### What to produce
Find the lines that contain the word "this" and copy each one.

### Given information
◇ ◇ ◇

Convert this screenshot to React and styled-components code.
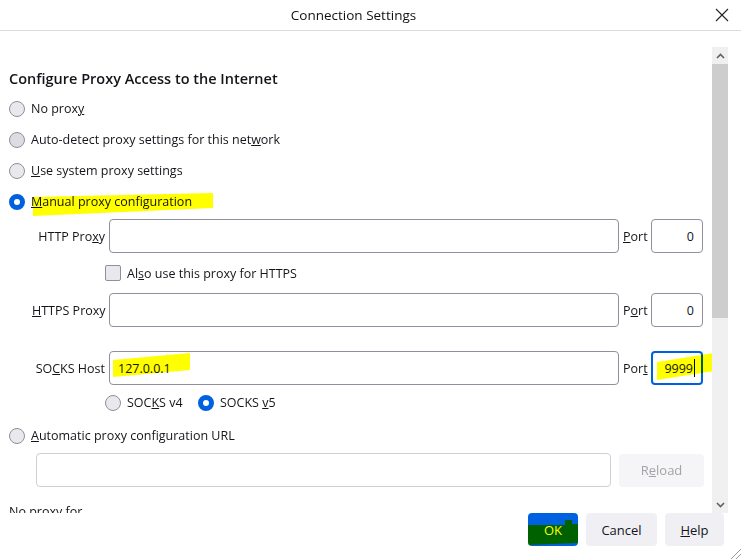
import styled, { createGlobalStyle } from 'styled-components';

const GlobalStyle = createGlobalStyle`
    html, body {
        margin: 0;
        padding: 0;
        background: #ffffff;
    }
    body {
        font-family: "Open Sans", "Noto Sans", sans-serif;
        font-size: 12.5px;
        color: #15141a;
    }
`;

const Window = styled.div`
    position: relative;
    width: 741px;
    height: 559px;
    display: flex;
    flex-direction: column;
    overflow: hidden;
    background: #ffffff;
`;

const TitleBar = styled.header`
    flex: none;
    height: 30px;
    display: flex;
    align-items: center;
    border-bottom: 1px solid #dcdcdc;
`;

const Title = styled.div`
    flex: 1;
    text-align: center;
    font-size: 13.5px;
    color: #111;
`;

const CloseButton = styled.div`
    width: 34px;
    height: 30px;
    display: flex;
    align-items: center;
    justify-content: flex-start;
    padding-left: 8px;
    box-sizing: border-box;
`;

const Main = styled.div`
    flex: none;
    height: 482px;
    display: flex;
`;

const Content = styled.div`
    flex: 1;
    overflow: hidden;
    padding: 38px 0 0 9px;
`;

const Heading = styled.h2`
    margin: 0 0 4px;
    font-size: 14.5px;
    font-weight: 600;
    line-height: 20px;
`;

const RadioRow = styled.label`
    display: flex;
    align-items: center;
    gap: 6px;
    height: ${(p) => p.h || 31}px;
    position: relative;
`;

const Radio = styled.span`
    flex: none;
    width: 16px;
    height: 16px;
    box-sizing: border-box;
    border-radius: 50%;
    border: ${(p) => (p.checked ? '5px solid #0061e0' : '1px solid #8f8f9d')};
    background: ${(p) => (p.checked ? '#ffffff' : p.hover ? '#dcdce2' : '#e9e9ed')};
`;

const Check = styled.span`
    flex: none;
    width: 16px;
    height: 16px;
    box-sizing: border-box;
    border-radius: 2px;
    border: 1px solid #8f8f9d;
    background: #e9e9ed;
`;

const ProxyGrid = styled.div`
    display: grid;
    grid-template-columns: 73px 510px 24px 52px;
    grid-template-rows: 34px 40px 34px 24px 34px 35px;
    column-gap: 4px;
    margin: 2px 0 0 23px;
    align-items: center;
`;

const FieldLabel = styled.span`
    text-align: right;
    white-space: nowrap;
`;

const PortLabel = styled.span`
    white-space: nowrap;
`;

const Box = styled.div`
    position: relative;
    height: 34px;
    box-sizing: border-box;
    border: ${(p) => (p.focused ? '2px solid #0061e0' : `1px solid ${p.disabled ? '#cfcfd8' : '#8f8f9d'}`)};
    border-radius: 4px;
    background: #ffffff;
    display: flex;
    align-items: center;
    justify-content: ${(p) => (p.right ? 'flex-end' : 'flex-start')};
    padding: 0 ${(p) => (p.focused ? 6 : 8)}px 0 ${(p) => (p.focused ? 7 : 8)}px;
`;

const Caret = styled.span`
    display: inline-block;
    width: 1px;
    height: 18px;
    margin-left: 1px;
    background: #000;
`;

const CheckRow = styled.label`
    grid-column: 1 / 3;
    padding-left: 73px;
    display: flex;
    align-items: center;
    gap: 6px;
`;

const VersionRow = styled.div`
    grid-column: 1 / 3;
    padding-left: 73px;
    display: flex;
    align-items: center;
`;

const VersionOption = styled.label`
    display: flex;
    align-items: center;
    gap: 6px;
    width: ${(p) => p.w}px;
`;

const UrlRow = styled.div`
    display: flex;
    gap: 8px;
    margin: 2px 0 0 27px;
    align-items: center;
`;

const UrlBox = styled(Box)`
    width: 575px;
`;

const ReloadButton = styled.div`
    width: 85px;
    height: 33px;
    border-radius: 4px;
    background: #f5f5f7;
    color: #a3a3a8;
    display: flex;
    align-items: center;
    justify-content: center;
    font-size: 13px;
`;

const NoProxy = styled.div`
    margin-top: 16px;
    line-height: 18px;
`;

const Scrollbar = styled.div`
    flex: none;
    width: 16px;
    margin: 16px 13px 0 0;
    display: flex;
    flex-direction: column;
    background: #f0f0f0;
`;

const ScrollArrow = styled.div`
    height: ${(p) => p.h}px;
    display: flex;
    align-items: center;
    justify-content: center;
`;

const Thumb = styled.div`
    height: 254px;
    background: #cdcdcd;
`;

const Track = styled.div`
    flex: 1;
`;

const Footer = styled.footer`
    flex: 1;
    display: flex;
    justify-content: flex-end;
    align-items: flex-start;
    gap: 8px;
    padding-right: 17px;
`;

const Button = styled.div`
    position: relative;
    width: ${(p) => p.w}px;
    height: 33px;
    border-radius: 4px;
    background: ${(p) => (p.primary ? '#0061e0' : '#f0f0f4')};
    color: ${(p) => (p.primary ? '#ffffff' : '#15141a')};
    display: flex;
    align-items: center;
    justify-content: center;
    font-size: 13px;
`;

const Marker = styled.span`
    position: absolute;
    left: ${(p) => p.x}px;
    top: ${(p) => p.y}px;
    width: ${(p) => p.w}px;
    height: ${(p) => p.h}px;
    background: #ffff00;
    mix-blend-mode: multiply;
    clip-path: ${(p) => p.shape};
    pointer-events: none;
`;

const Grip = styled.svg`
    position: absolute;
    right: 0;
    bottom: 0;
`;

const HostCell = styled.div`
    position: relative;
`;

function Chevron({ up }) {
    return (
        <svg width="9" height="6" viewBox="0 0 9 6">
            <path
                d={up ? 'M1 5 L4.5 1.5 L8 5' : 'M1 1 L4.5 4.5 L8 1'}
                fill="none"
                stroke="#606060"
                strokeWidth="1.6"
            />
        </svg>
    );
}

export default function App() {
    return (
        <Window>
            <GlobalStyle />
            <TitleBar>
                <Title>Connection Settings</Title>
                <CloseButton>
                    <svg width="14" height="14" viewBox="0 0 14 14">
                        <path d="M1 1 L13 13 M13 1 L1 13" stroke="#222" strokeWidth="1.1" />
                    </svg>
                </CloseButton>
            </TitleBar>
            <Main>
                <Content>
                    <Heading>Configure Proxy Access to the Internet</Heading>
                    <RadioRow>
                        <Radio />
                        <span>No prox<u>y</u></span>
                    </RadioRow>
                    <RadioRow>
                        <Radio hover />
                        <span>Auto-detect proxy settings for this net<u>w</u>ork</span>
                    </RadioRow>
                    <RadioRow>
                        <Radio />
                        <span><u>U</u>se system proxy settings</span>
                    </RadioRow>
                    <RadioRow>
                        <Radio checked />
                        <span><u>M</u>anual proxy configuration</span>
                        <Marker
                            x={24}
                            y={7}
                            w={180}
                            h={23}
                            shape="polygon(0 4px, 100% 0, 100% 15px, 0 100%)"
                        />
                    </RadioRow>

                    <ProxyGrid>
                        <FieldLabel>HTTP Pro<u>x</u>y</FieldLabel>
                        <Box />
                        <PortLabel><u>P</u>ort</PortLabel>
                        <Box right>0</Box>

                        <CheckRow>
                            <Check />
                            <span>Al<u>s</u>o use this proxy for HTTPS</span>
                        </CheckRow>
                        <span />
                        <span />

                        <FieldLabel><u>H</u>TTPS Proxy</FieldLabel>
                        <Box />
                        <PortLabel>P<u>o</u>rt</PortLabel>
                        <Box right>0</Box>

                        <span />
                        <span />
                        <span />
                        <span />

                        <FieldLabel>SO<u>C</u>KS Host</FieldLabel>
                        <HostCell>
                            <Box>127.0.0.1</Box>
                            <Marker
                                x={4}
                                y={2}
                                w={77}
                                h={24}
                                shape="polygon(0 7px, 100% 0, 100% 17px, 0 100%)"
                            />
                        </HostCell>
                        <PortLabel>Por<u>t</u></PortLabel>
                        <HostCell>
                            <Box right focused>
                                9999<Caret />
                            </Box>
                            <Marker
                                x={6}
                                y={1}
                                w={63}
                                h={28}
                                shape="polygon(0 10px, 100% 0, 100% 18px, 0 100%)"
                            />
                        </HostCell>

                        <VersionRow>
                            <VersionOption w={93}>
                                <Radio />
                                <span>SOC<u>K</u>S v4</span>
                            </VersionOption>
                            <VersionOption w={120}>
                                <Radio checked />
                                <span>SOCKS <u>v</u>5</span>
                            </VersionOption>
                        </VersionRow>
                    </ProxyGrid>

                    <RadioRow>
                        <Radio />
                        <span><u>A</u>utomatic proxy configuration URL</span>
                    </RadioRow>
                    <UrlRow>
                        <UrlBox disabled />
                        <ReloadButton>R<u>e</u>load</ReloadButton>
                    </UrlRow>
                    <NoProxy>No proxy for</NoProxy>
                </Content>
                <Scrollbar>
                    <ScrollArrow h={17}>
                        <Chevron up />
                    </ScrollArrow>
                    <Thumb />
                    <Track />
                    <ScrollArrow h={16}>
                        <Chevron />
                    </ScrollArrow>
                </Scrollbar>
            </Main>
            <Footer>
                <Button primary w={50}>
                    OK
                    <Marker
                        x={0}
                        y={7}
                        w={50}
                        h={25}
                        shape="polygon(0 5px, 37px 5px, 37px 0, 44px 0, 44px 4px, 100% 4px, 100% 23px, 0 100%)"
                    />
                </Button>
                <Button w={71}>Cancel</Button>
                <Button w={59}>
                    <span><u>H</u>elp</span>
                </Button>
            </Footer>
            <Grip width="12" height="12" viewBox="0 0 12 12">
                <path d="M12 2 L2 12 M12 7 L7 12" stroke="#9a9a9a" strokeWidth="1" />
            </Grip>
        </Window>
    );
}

◇ ◇ ◇

### Task solution
Convert this screenshot to React and styled-components code.
                        <span>Auto-detect proxy settings for this net<u>w</u>ork</span>
                            <span>Al<u>s</u>o use this proxy for HTTPS</span>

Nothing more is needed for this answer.